Conduction

Apr. 19th, 2007 09:45 am
desperance: (Default)
[personal profile] desperance
Hmm. I'm standing here - well, no: a minute ago, I was standing there - in the hall, poised, ready to go: heading for the Lit & Phil with my little Vaio (what used to be [livejournal.com profile] autopope's little Vaio, but is now mine, I tell you, mine...!) in my bag and this endless SF novella in my head & heart (I blame the Vaio - I think just a little of that essential Strossity rubbed off...), I was adding a thermos of coffee in the interests of parsimony (and good coffee: for lo, they do sell coffee in the library, and lo, it is of a strength barely measurable) - and, well, when you put hot coffee into a thermos flask, the flask's not supposed to be warm to the touch thereafter, is it? This whole flask thing is new to me, so I don't know; I just have a feeling that the hotness is supposed to be contained within the coffee...

*sighs*

*departs, with presumptively cooling coffee*

*s'okay, though, likes cold coffee.
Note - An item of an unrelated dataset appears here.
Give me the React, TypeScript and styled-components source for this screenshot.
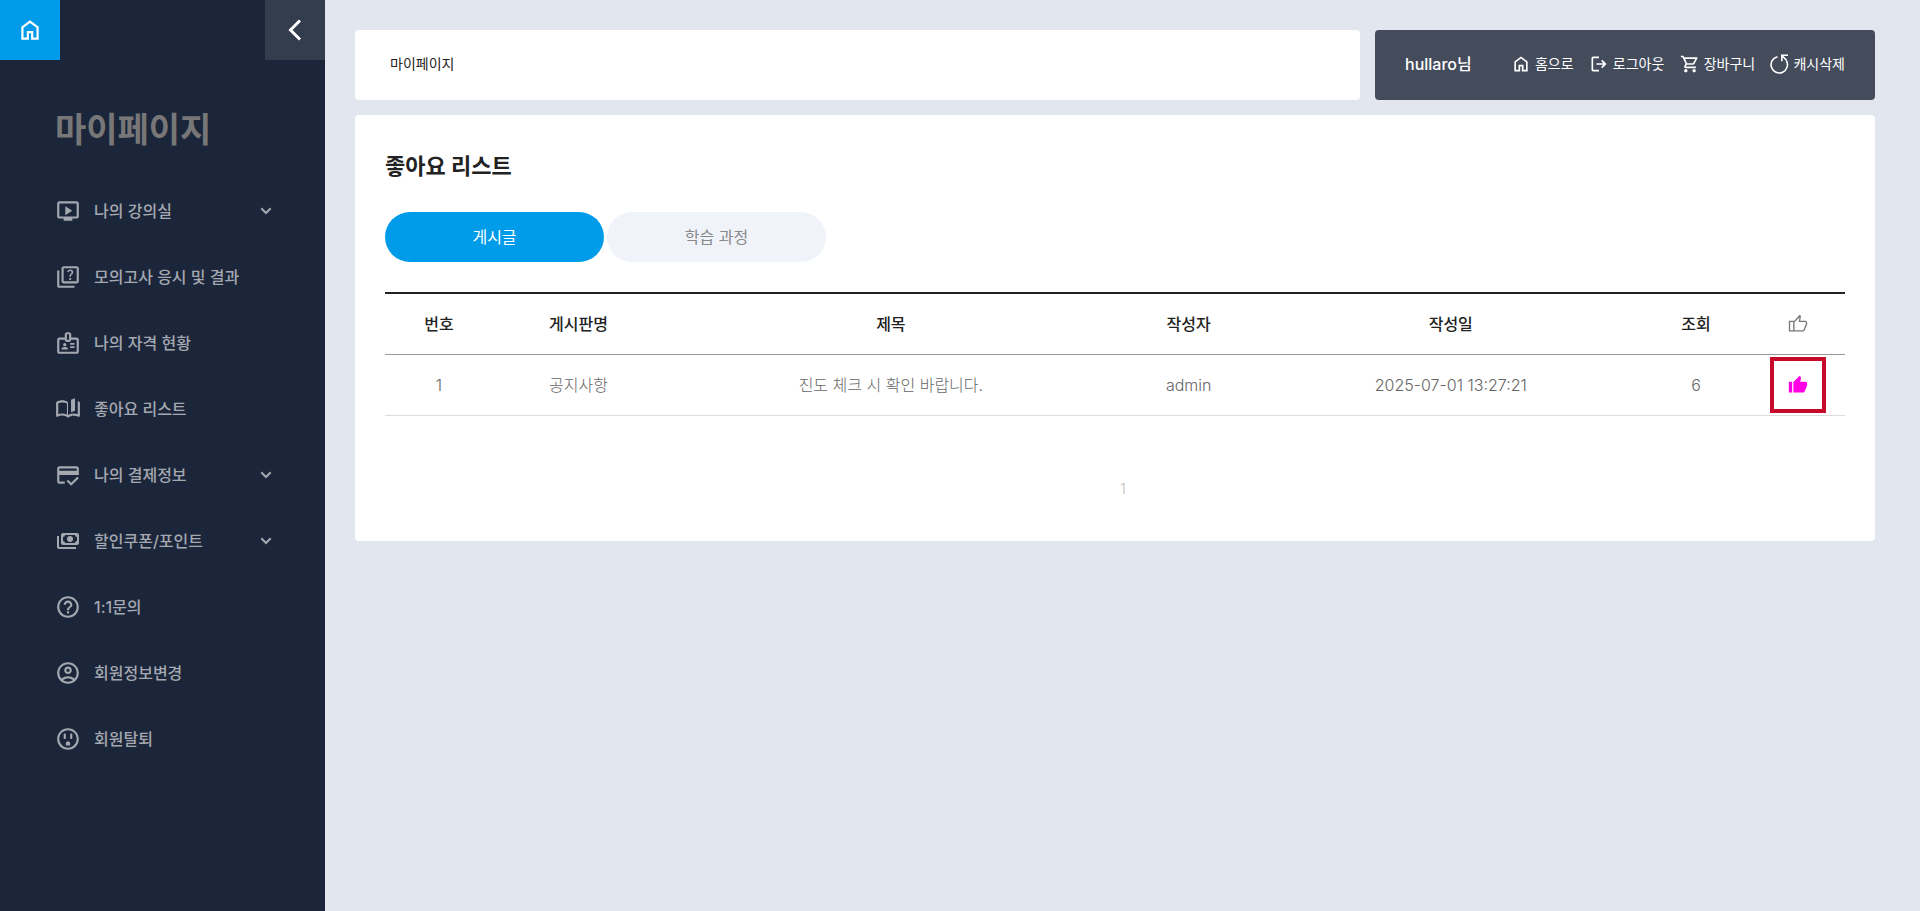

Drinks it all the time*

*sighs more*

(no subject)

Date: 2007-04-19 02:28 pm (UTC)
julesjones: (Default)
From: [personal profile] julesjones
As noted by [livejournal.com profile] shewhomust, the real problem is if the coffee and not just the heat is leaking. If that is not the case, heat-preserving tip number 1 -- you pre-warmed the flask by filling it with boiling water and letting it stand for a couple of minutes, didn't you?